- Aim of the task
Return all lines below containing the word "React".

** START OF Records to use **

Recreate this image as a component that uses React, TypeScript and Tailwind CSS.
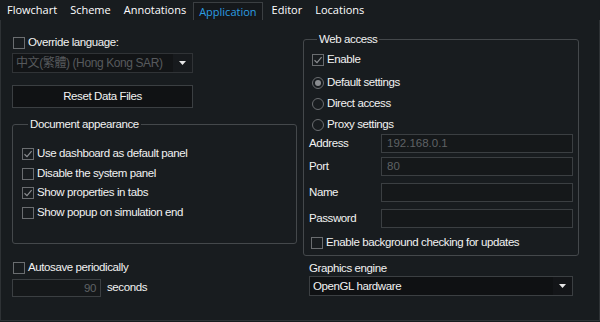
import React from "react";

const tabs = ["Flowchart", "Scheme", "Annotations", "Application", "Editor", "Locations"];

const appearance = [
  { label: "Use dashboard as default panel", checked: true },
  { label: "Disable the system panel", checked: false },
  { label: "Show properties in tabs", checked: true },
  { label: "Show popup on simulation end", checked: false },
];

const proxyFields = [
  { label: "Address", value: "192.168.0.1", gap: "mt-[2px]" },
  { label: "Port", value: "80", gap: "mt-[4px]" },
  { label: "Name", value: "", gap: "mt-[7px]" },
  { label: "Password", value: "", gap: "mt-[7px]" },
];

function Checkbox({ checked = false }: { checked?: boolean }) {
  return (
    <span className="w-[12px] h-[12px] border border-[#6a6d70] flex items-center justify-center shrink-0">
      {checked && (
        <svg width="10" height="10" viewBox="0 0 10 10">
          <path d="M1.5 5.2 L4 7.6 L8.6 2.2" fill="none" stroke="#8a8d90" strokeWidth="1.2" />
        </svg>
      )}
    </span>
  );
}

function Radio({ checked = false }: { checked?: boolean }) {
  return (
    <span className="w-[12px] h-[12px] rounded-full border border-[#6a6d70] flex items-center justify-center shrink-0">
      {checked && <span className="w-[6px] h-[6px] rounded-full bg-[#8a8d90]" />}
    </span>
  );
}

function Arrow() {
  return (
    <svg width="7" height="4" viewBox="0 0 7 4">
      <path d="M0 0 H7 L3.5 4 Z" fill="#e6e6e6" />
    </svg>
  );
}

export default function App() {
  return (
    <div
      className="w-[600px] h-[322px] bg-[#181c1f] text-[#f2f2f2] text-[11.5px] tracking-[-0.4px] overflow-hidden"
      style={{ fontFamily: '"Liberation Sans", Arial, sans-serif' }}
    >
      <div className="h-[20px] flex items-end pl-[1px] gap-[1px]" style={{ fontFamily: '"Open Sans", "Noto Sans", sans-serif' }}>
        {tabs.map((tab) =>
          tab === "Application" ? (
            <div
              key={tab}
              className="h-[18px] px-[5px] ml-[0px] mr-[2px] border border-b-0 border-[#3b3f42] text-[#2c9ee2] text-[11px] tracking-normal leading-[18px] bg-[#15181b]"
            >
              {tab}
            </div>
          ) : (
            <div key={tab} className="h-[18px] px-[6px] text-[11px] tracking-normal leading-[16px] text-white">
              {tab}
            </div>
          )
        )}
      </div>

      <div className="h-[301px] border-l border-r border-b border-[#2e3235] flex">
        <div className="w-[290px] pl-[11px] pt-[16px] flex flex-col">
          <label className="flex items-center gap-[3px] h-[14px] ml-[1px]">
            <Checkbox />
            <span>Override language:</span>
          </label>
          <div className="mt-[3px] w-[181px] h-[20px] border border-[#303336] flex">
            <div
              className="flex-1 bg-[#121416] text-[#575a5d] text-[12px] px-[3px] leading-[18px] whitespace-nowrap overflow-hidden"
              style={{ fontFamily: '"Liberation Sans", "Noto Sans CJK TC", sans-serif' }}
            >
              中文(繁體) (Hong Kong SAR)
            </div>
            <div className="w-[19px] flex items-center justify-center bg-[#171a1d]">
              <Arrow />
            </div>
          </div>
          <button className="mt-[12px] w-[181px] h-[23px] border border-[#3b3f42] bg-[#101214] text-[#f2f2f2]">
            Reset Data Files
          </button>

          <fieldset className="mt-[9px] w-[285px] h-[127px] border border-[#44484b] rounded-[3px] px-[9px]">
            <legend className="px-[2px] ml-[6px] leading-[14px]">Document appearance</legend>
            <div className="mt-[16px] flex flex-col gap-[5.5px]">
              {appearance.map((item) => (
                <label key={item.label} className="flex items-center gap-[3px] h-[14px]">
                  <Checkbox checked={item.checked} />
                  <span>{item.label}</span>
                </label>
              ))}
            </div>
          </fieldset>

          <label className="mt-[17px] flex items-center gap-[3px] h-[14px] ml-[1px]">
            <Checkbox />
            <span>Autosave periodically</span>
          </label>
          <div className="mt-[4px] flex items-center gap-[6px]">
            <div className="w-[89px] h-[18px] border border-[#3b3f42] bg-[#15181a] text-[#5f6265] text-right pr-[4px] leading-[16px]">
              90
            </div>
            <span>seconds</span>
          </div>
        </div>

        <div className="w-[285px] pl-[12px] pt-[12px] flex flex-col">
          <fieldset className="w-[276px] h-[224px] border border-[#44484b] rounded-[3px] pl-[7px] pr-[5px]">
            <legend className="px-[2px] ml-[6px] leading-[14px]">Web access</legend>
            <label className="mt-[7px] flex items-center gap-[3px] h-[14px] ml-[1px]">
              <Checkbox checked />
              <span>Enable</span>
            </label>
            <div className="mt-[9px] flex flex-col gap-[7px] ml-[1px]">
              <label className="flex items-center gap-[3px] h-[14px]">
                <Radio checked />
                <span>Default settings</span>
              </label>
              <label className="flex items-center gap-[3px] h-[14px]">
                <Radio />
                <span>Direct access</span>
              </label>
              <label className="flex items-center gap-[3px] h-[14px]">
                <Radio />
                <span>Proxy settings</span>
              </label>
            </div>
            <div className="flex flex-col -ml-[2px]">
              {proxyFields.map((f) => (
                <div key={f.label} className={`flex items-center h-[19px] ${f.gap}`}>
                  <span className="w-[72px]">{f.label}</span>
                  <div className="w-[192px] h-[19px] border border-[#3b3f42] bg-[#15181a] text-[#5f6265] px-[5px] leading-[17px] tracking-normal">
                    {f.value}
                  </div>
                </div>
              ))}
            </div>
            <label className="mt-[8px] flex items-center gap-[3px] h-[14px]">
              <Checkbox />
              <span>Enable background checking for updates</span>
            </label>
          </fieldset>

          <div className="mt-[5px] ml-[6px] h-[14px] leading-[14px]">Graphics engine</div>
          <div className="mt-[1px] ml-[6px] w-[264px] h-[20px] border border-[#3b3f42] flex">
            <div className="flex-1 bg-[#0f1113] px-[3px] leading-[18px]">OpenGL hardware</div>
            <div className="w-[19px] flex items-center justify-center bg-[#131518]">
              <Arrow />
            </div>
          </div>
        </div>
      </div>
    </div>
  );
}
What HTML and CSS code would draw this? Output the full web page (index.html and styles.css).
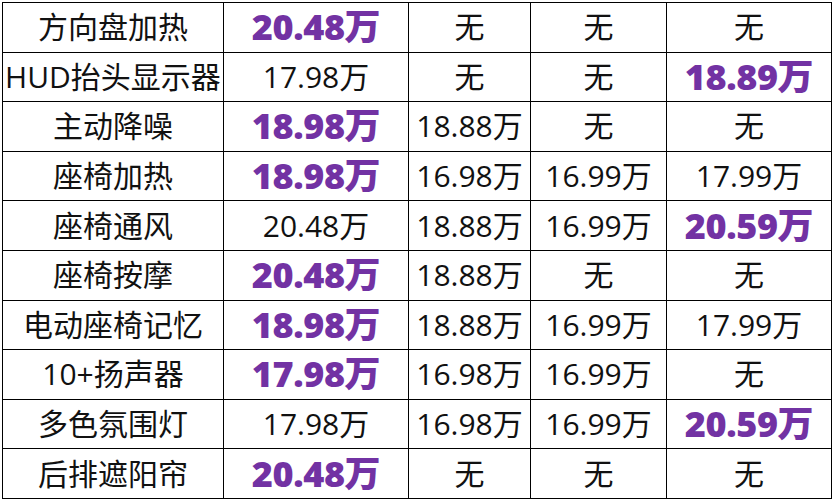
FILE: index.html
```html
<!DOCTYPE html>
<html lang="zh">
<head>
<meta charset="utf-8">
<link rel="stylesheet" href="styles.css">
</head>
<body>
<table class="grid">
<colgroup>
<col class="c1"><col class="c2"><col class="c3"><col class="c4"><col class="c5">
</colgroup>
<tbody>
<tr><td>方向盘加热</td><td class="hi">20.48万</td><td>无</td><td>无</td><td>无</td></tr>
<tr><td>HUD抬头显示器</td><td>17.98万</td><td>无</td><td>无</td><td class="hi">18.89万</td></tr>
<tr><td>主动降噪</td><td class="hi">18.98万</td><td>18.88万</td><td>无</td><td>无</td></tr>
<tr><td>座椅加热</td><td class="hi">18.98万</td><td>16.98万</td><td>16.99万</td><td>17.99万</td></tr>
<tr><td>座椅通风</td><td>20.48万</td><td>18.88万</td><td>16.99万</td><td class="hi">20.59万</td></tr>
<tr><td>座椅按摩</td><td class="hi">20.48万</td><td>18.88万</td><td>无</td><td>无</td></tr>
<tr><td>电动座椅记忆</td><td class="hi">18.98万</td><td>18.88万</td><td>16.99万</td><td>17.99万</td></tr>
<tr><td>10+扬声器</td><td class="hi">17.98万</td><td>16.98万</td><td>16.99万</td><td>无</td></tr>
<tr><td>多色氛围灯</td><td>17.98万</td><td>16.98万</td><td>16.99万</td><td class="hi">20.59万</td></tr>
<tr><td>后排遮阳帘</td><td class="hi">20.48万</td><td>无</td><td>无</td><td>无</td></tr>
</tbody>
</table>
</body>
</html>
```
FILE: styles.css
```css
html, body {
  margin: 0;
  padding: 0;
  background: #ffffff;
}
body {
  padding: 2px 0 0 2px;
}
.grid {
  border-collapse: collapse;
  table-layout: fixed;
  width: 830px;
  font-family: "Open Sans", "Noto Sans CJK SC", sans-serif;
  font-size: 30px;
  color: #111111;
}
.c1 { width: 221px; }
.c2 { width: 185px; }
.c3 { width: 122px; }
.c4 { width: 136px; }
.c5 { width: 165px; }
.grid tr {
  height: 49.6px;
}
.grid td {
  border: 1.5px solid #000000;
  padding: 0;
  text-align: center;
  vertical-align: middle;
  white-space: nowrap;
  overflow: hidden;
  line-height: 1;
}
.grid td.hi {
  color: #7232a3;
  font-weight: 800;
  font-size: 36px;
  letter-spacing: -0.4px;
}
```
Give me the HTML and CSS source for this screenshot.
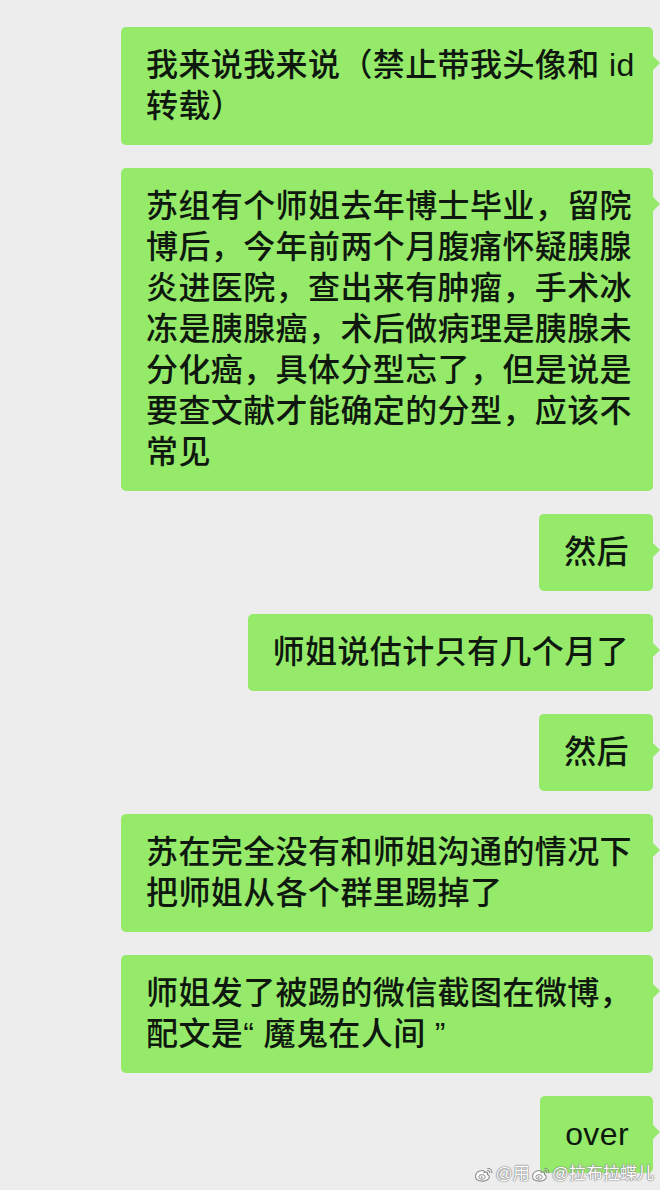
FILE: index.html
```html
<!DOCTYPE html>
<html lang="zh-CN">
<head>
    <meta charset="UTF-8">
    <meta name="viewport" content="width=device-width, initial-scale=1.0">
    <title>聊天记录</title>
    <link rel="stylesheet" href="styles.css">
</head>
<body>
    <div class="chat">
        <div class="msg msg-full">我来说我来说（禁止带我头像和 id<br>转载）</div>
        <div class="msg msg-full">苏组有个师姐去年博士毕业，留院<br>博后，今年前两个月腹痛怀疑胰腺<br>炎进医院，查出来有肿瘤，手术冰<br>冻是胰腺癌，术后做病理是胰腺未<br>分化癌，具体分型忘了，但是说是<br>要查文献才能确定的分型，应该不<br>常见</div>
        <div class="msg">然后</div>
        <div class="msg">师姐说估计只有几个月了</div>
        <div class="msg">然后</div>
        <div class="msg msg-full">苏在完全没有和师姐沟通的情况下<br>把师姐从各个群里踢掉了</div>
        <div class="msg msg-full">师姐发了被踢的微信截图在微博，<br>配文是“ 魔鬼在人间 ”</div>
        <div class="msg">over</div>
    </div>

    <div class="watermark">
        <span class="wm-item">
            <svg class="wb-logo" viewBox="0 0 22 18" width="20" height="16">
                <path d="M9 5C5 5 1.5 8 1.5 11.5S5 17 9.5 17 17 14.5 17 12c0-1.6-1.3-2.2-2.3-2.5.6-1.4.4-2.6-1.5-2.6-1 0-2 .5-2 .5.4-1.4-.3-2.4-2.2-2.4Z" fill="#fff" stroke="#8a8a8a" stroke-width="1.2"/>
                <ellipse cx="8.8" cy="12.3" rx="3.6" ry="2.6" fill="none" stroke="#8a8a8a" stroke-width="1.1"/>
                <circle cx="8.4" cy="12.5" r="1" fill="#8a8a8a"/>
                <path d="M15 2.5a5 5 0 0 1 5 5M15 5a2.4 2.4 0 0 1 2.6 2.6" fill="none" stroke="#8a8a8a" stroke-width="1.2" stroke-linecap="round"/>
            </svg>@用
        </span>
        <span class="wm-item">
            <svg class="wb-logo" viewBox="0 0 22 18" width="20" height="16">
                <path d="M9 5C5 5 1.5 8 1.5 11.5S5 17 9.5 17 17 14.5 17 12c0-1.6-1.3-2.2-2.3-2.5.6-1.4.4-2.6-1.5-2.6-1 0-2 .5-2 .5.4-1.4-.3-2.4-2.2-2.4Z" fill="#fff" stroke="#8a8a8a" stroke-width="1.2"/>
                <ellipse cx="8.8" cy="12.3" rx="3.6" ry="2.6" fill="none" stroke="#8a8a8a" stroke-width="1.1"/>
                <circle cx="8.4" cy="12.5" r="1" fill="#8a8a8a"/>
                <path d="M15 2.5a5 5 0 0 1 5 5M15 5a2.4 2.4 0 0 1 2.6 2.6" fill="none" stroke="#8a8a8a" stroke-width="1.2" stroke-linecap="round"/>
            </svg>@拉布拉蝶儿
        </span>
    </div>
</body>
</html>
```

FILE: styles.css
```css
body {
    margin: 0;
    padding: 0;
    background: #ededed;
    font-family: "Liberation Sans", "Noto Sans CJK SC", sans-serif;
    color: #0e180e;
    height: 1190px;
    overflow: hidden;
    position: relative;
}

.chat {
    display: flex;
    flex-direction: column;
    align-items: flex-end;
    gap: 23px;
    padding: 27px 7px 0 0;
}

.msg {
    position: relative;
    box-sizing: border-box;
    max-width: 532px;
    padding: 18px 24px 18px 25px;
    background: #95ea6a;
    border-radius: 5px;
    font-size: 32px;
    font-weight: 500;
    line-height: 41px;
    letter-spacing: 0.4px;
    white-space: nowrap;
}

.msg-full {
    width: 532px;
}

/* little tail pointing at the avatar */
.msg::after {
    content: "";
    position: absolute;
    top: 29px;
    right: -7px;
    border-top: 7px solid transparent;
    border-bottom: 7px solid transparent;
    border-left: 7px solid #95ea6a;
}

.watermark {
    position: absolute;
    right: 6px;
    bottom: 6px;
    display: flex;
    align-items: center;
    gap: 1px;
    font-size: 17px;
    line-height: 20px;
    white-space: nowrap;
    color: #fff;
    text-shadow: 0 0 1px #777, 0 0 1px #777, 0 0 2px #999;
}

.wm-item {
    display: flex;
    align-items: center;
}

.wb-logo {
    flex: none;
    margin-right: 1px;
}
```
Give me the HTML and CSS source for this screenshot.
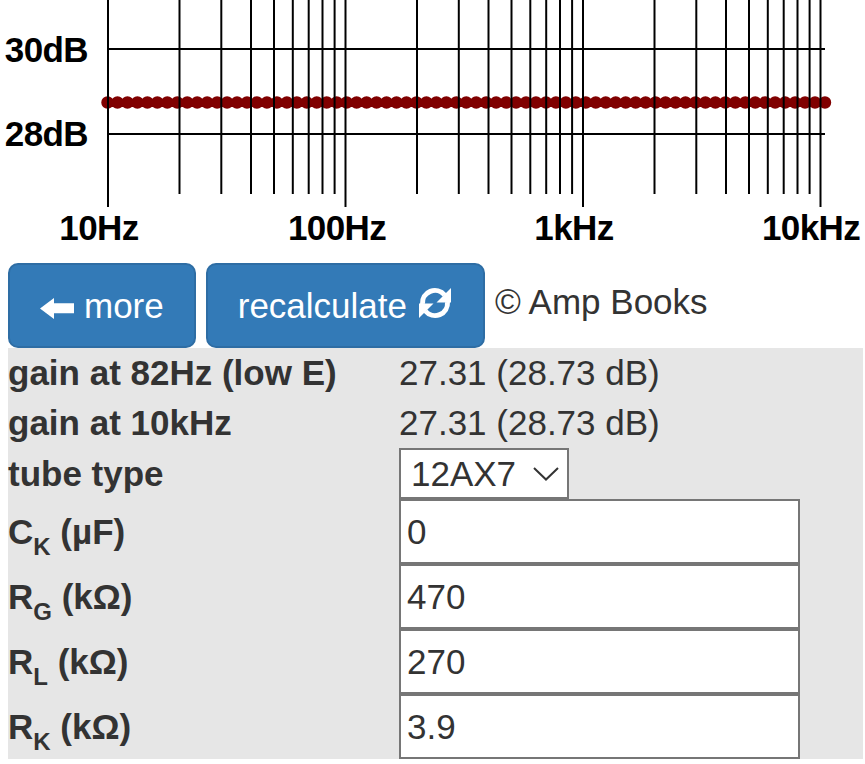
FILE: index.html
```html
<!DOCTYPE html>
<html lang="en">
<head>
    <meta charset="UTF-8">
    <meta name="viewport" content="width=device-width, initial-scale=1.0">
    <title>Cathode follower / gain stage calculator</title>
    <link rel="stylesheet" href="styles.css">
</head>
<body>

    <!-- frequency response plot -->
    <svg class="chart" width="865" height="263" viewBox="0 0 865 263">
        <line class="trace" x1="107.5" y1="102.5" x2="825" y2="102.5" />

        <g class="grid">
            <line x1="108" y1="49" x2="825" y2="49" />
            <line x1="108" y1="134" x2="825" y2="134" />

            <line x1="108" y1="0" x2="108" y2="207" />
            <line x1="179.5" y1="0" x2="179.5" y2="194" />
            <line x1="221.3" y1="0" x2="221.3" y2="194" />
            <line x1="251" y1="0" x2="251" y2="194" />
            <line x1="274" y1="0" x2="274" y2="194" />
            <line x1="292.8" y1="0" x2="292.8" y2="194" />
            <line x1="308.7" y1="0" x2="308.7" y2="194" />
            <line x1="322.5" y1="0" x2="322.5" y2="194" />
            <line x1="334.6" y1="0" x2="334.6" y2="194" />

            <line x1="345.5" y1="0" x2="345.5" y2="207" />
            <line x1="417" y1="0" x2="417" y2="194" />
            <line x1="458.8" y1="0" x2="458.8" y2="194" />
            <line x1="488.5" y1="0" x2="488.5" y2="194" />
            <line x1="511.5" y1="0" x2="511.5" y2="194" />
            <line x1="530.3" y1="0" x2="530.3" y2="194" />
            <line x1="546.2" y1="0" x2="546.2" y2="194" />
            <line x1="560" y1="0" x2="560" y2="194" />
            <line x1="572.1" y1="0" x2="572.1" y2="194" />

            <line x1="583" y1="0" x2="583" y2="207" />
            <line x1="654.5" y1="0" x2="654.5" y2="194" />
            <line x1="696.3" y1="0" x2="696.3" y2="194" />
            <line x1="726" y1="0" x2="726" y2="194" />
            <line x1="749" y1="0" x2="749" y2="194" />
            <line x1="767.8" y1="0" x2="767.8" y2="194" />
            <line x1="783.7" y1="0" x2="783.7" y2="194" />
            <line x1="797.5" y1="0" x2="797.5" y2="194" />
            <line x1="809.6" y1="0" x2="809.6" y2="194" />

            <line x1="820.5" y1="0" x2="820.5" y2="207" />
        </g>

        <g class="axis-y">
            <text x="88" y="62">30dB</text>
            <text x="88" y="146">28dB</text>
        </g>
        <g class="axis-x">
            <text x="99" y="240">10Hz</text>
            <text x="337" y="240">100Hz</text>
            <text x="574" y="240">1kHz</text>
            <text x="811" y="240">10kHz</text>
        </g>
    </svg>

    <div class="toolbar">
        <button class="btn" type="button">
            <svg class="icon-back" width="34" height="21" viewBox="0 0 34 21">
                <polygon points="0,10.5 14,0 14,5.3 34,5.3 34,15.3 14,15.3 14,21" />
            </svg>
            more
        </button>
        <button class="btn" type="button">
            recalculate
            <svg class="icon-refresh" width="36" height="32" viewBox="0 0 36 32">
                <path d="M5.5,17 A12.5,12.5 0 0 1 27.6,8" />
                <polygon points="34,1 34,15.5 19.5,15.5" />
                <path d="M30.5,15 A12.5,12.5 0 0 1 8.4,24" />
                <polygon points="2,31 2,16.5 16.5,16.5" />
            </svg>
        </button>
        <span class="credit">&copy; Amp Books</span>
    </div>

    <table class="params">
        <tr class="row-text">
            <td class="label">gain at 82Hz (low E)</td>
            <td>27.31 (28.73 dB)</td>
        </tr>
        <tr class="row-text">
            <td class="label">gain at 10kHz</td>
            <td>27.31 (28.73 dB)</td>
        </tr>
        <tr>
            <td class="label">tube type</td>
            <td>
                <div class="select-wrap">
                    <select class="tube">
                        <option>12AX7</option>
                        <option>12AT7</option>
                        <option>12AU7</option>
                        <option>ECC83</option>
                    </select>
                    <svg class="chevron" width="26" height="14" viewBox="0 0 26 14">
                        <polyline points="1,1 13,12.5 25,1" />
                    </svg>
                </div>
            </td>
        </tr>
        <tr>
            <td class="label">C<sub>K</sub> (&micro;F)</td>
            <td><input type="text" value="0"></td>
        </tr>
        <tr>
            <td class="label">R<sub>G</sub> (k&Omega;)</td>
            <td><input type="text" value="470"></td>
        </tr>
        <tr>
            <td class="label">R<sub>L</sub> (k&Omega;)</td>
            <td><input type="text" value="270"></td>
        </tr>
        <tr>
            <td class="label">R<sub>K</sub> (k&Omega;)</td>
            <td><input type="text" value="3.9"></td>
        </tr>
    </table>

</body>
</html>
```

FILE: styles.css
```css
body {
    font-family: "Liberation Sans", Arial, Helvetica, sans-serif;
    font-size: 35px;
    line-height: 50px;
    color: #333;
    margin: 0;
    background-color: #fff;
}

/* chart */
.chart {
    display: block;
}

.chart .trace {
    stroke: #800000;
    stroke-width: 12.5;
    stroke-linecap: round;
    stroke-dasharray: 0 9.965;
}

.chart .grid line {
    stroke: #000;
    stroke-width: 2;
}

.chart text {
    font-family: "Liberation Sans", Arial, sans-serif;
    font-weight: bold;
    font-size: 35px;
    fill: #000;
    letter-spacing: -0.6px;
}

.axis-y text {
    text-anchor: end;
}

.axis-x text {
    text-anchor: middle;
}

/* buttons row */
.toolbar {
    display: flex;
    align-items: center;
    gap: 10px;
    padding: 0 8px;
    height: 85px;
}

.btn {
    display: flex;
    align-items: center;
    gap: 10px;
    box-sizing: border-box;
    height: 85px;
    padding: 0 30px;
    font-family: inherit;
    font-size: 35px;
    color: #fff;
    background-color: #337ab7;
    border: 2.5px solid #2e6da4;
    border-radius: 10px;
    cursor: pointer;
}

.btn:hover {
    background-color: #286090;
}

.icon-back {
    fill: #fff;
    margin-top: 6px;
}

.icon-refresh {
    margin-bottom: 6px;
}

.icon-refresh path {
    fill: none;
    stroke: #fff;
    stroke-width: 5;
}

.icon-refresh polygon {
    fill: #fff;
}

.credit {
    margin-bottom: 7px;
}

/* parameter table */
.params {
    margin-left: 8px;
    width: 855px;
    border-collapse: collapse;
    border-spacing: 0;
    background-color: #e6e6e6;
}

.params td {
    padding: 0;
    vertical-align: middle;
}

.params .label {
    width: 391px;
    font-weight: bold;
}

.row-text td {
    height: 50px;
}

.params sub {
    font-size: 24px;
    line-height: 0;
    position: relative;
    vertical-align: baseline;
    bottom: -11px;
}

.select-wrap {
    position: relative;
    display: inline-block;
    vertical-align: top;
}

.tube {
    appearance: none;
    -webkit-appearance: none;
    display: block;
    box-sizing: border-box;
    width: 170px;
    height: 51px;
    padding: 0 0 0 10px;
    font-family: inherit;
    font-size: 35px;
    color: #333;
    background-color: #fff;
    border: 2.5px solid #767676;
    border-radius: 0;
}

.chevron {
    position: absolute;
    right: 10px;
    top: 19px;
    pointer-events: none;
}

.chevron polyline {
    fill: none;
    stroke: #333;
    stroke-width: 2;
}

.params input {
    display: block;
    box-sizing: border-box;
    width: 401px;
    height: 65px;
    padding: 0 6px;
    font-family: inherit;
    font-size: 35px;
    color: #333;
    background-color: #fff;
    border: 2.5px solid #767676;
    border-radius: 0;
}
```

** END OF Records to use **

- Reply to the exercise
Recreate this image as a component that uses React, TypeScript and Tailwind CSS.
import React from "react";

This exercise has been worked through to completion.